*WHAT NEEDS TO BE DONE*: Extract all lines that hold "index" from the records below.

(Front-end source files)
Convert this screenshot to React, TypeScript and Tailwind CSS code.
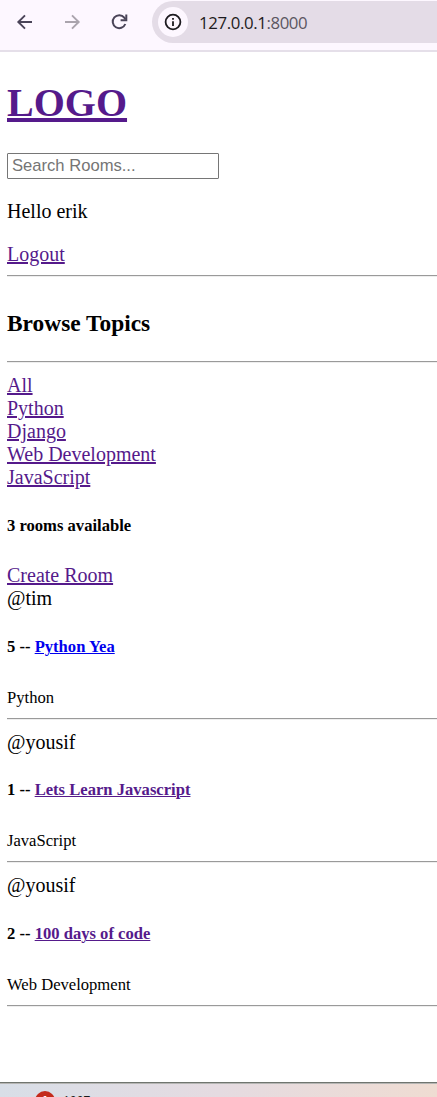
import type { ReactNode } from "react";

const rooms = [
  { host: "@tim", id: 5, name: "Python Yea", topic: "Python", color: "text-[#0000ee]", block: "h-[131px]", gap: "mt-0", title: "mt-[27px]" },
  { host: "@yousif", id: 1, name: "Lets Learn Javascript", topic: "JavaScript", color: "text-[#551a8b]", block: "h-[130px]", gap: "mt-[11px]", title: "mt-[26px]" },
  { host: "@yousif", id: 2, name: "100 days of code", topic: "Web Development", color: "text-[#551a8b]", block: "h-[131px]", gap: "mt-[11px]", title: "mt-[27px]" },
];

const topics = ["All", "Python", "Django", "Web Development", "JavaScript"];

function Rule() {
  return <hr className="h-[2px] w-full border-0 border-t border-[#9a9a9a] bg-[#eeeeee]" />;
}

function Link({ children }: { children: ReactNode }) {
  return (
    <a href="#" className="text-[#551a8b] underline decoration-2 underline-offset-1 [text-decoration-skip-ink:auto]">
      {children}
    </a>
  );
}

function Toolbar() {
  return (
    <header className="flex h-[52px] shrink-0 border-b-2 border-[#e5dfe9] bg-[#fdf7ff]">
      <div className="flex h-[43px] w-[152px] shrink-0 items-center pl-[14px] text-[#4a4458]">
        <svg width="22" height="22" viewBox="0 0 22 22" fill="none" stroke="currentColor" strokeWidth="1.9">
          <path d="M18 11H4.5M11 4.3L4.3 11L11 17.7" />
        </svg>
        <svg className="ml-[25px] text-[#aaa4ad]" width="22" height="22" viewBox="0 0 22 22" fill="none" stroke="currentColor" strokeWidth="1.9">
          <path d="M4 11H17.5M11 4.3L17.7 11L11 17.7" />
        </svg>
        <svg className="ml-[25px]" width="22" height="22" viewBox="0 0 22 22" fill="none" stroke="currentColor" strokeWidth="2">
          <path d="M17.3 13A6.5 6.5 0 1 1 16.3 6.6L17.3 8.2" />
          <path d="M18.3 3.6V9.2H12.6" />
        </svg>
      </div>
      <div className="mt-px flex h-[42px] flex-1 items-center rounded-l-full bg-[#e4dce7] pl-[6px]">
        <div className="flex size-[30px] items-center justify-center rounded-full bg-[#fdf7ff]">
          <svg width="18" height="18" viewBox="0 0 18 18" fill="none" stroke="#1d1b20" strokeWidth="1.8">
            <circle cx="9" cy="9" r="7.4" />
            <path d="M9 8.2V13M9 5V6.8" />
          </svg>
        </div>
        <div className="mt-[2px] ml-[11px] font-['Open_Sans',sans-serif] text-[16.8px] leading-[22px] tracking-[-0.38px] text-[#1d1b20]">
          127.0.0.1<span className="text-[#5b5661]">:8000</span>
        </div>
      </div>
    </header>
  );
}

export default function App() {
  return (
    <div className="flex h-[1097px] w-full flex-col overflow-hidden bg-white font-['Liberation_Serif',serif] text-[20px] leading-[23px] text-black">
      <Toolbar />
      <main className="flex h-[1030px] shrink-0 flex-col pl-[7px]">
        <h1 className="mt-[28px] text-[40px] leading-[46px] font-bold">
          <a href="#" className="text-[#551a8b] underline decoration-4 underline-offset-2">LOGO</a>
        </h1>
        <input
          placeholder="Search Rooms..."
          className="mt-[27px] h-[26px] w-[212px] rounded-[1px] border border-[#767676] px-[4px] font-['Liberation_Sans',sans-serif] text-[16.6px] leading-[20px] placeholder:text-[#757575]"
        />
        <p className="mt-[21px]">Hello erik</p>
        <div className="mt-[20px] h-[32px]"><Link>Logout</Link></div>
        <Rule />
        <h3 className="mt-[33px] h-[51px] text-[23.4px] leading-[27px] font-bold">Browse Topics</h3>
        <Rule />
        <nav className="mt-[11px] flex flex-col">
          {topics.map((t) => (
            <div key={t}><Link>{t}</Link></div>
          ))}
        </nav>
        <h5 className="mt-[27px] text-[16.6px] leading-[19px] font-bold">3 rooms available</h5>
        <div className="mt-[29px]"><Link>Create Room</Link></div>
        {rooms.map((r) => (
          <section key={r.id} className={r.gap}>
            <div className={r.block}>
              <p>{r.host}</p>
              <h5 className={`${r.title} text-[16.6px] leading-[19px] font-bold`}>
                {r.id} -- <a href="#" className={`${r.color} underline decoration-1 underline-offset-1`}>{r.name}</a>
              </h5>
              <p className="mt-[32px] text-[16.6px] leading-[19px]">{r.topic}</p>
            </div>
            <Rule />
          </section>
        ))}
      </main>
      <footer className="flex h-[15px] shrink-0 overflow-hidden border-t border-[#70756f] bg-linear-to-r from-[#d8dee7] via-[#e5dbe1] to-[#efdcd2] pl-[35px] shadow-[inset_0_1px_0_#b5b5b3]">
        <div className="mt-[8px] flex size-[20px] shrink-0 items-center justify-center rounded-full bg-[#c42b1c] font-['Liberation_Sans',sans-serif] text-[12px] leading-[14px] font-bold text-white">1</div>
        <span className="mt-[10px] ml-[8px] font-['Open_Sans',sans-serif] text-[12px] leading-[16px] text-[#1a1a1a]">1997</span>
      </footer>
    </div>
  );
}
---
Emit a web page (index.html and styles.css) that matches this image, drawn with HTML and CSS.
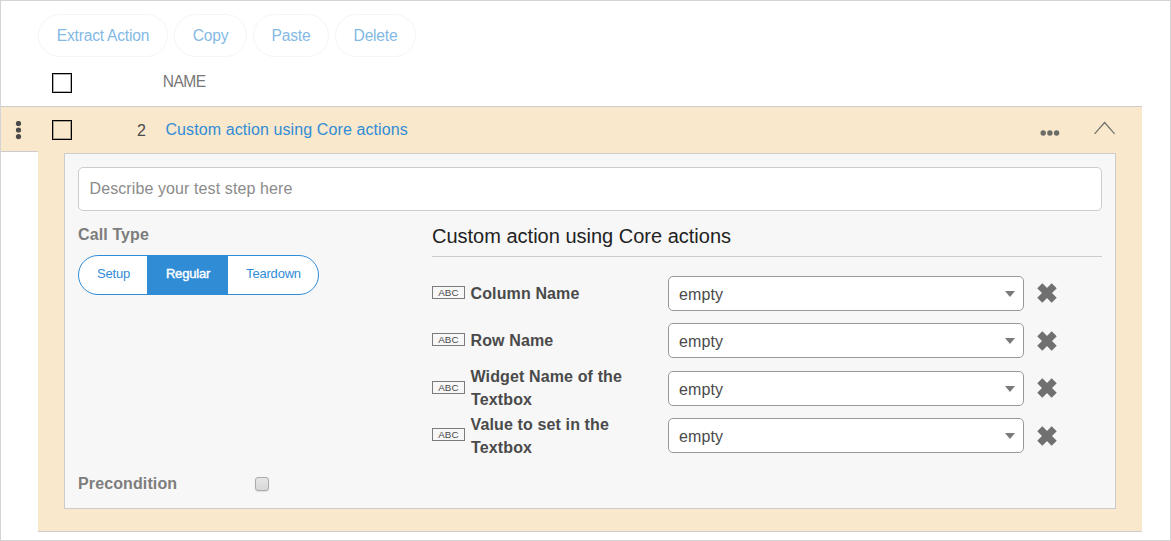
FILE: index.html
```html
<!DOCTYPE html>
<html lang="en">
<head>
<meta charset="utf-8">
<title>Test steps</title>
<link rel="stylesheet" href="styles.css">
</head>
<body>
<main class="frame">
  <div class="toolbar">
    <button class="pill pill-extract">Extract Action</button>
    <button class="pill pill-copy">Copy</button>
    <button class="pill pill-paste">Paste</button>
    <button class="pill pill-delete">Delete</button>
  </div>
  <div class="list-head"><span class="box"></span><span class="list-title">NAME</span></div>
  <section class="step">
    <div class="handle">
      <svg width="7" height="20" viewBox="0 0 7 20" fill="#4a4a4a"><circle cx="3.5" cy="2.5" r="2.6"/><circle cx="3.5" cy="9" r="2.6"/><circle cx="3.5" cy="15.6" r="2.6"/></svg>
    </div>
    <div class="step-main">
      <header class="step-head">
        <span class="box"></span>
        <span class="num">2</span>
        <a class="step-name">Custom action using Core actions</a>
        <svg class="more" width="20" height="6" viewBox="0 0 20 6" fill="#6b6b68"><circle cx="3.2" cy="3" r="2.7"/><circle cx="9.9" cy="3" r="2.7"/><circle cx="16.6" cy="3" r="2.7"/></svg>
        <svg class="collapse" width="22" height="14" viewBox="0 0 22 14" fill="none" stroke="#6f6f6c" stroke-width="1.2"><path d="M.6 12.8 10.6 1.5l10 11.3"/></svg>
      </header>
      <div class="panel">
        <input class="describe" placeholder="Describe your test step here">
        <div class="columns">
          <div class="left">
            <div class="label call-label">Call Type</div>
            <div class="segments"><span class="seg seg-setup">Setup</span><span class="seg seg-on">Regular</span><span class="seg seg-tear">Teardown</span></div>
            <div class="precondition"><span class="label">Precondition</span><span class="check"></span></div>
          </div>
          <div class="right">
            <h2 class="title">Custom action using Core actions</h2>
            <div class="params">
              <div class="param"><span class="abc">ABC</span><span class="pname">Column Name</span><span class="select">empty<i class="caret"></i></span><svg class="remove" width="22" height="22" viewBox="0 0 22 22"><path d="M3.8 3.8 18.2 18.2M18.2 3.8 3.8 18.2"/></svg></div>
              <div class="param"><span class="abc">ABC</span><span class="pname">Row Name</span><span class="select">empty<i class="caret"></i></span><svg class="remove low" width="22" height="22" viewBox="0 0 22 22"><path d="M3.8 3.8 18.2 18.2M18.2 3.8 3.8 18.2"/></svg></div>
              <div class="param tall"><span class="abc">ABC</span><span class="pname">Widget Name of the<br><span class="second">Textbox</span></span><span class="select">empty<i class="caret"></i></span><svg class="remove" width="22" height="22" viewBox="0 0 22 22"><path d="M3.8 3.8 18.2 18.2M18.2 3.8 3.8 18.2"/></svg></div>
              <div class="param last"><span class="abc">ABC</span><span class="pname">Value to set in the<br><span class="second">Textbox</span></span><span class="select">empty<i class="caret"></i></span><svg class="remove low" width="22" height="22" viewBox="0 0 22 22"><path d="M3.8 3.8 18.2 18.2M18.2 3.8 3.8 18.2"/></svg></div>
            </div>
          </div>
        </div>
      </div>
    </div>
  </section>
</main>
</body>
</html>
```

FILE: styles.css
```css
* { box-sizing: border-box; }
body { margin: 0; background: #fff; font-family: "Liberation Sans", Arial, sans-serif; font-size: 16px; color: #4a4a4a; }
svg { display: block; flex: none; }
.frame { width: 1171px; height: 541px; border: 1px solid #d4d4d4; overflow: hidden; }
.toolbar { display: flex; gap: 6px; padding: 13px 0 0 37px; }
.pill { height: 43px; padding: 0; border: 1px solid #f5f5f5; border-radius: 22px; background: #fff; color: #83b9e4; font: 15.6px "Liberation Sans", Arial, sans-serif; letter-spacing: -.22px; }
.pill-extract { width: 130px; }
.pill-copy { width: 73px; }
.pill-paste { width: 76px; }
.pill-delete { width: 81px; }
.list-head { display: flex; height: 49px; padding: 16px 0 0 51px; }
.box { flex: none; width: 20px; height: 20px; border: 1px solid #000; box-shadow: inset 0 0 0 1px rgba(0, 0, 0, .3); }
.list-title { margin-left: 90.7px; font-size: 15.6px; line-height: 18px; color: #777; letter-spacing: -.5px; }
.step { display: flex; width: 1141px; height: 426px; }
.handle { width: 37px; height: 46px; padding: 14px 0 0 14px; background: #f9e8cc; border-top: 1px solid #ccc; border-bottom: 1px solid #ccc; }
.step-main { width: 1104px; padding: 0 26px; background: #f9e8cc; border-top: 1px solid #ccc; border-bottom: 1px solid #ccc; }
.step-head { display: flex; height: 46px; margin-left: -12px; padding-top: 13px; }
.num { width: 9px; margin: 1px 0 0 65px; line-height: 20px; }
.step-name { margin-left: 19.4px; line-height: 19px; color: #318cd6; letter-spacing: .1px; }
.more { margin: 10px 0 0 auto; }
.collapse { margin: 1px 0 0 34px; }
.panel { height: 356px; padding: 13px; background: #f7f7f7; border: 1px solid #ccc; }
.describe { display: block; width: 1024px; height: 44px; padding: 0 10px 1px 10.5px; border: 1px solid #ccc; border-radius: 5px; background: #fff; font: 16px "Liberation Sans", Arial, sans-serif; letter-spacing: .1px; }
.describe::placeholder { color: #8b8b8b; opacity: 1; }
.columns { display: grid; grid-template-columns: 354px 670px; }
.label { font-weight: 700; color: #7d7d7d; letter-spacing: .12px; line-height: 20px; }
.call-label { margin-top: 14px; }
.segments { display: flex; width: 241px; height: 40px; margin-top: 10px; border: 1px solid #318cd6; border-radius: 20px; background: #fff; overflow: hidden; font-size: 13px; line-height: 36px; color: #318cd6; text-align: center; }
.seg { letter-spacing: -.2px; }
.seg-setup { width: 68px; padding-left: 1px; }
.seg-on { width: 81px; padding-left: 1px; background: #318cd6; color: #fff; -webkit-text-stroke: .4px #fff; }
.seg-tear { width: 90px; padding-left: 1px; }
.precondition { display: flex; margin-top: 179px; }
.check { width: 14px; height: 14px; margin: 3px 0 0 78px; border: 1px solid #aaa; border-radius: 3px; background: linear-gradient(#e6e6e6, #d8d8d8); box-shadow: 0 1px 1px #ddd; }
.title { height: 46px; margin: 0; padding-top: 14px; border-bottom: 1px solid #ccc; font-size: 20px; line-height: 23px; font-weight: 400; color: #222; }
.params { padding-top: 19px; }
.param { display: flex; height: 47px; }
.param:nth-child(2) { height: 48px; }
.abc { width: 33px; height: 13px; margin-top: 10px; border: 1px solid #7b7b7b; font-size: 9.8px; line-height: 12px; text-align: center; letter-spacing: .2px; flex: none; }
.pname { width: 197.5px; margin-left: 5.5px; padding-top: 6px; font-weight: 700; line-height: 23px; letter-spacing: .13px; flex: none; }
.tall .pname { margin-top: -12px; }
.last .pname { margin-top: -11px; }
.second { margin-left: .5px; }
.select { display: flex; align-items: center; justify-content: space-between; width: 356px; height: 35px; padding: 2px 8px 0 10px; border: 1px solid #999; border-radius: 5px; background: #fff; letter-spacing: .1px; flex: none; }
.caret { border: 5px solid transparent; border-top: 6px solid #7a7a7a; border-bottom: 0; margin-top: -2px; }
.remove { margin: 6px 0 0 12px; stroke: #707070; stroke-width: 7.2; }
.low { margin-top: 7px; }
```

*EXERCISE RESPONSE*:
Emit a web page (index.html and styles.css) that matches this image, drawn with HTML and CSS.
FILE: index.html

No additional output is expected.